» WHAT THE EXERCISE ASKS
Using the listing below, extract each line that has the word "this" in it.

» THE INPUT
%%
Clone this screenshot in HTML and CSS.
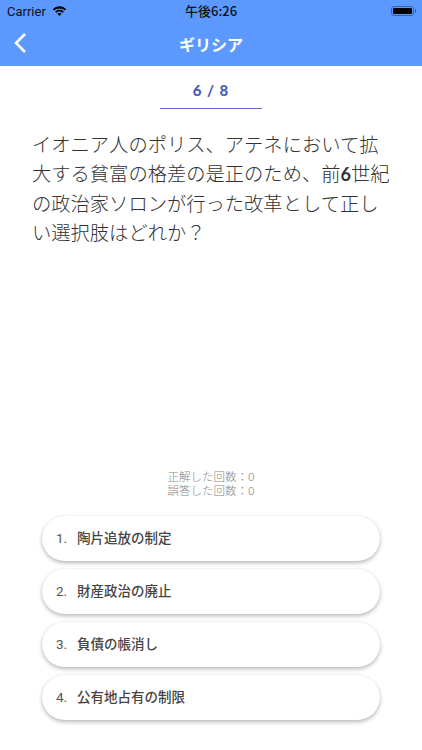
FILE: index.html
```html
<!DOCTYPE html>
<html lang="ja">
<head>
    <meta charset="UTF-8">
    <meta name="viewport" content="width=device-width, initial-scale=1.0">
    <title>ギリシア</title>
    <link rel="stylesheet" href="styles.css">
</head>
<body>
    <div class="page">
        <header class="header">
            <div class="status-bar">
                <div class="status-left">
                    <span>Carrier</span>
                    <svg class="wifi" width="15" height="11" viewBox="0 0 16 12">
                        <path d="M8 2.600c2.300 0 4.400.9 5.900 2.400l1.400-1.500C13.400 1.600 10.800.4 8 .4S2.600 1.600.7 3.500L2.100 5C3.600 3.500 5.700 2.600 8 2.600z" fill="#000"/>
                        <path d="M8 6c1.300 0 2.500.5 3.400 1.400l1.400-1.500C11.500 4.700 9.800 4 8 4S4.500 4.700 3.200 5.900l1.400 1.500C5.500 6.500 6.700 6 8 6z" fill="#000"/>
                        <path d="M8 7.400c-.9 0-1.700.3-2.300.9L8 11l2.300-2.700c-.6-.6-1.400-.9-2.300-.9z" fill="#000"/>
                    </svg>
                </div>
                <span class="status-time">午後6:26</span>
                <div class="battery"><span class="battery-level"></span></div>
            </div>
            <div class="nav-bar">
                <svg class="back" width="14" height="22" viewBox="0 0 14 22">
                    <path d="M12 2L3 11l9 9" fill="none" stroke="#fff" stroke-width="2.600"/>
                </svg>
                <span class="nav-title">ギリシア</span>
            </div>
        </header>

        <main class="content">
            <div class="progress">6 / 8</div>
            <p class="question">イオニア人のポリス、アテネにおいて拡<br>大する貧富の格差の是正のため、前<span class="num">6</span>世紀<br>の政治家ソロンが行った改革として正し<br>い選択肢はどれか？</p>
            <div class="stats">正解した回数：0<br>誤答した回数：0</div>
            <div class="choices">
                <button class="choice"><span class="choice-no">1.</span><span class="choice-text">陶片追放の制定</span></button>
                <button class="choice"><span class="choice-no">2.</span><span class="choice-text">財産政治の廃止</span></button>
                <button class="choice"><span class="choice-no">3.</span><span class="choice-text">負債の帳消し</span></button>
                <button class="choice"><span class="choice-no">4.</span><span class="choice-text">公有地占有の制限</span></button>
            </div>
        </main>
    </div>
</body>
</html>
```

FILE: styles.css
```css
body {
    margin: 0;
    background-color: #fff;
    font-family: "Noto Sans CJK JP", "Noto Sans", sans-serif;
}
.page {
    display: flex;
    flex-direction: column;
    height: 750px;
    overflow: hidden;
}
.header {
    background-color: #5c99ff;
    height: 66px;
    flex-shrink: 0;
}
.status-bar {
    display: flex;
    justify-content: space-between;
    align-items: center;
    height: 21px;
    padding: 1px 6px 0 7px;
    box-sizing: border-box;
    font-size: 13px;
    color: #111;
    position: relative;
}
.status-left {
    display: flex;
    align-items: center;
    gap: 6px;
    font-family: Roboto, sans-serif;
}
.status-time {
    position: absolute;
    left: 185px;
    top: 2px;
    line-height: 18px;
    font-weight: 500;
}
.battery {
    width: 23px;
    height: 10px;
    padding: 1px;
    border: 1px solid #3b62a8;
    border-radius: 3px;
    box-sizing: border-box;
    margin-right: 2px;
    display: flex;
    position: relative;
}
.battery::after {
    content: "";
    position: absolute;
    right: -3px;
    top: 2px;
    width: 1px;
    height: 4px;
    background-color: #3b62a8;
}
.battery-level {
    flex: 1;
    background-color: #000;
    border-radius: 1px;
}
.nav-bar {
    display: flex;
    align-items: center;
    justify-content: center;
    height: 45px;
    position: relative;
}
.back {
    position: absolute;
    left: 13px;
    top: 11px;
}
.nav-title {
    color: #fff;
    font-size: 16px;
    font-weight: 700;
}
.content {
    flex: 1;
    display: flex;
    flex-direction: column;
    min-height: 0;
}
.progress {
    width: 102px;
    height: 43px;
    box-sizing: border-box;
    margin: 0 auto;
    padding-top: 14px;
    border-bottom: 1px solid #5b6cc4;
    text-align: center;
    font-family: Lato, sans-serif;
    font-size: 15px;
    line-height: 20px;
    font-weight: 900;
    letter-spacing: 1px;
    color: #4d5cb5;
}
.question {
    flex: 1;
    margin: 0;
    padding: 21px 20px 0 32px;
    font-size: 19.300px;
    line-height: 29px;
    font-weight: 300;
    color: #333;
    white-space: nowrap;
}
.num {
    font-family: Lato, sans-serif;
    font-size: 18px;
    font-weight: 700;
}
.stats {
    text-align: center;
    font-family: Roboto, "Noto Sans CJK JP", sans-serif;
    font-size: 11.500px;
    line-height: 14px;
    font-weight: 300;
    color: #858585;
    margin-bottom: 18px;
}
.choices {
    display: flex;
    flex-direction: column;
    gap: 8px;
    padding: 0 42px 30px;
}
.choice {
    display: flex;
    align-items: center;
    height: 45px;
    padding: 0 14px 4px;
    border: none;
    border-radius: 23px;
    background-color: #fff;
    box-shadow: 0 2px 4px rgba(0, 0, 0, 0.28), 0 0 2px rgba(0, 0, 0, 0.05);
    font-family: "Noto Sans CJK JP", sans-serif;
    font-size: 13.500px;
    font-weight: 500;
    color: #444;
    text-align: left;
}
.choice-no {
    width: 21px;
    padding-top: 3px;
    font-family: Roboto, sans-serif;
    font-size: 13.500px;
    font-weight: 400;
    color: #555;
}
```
%%
%%
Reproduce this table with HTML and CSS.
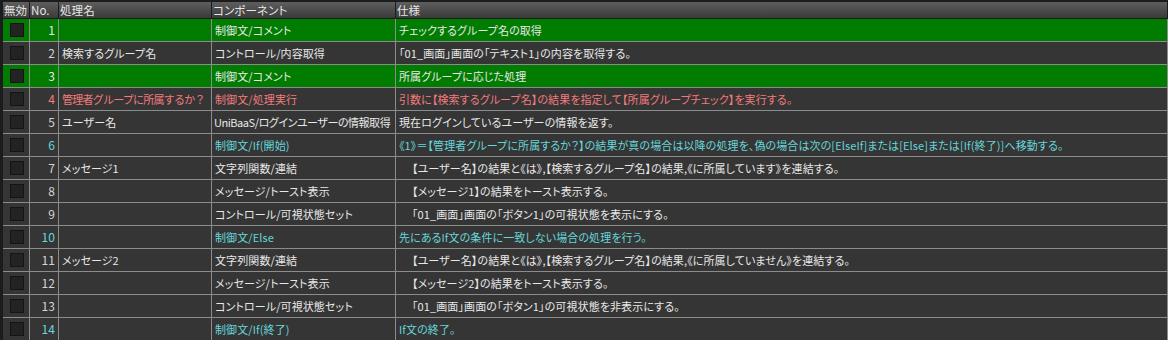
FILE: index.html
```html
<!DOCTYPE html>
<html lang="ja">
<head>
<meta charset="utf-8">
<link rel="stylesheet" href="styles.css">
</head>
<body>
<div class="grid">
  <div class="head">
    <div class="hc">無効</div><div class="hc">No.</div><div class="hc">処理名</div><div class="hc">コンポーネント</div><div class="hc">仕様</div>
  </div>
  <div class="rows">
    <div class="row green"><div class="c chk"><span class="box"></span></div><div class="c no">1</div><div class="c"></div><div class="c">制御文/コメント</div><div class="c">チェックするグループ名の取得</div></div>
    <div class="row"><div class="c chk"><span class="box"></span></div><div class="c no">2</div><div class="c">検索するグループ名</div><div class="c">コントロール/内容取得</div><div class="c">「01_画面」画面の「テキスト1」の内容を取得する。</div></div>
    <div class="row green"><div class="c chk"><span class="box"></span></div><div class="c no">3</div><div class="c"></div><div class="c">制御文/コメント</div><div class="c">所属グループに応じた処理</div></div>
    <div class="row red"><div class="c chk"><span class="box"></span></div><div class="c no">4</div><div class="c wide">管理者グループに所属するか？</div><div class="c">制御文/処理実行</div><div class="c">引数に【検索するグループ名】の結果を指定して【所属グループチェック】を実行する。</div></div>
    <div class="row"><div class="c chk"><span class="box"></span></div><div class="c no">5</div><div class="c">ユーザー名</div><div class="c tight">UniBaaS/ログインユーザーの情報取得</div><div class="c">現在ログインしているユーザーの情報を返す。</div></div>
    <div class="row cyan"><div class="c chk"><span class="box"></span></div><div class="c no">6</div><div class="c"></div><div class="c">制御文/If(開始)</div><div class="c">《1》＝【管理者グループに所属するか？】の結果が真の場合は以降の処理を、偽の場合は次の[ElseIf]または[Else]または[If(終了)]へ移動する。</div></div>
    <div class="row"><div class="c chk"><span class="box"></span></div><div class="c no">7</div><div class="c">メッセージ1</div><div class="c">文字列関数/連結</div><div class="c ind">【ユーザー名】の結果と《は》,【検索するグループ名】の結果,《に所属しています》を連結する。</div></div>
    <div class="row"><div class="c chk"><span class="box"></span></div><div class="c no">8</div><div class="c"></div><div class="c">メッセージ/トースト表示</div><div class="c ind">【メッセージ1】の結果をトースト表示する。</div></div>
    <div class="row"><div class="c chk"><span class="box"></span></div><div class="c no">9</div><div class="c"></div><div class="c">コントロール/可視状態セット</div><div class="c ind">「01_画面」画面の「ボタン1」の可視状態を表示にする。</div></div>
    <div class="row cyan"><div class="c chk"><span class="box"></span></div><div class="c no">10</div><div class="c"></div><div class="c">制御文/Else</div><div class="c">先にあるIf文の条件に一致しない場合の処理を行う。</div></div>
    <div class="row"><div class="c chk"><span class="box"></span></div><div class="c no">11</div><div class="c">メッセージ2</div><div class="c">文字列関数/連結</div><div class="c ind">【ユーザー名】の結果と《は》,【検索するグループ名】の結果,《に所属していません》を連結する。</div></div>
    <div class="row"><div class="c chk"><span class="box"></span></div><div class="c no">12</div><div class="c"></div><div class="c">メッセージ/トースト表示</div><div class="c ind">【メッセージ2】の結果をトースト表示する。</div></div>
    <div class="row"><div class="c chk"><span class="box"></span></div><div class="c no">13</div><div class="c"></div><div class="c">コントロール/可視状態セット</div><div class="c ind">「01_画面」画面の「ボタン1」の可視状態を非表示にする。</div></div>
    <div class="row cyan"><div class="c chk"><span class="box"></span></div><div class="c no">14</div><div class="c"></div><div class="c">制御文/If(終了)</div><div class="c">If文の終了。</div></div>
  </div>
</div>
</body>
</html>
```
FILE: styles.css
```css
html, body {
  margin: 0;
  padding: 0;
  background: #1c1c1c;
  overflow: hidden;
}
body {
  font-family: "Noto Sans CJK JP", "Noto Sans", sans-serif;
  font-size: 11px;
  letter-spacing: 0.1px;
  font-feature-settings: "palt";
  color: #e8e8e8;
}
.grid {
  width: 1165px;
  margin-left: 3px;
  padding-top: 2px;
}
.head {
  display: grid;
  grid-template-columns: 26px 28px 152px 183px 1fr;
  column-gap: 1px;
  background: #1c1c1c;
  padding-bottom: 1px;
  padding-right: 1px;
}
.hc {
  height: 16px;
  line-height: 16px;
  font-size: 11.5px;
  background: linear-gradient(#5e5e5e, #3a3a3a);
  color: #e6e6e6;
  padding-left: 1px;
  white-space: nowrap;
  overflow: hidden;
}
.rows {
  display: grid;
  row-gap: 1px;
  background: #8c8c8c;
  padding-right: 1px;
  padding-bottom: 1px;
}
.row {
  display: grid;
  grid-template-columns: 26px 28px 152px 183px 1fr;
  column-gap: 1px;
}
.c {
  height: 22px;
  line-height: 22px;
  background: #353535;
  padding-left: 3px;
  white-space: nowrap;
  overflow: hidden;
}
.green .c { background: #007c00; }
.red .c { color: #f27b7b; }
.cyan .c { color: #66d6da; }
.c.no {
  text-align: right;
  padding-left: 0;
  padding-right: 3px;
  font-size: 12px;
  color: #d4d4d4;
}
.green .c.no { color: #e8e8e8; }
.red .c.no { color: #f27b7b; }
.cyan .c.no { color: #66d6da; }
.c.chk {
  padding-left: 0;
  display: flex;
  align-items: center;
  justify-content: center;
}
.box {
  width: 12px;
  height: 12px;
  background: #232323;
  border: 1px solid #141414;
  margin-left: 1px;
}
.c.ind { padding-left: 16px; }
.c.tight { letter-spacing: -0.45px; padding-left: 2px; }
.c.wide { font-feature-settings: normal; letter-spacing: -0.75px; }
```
%%
» REPLY TO THE TASK
Clone this screenshot in HTML and CSS.
Reproduce this table with HTML and CSS.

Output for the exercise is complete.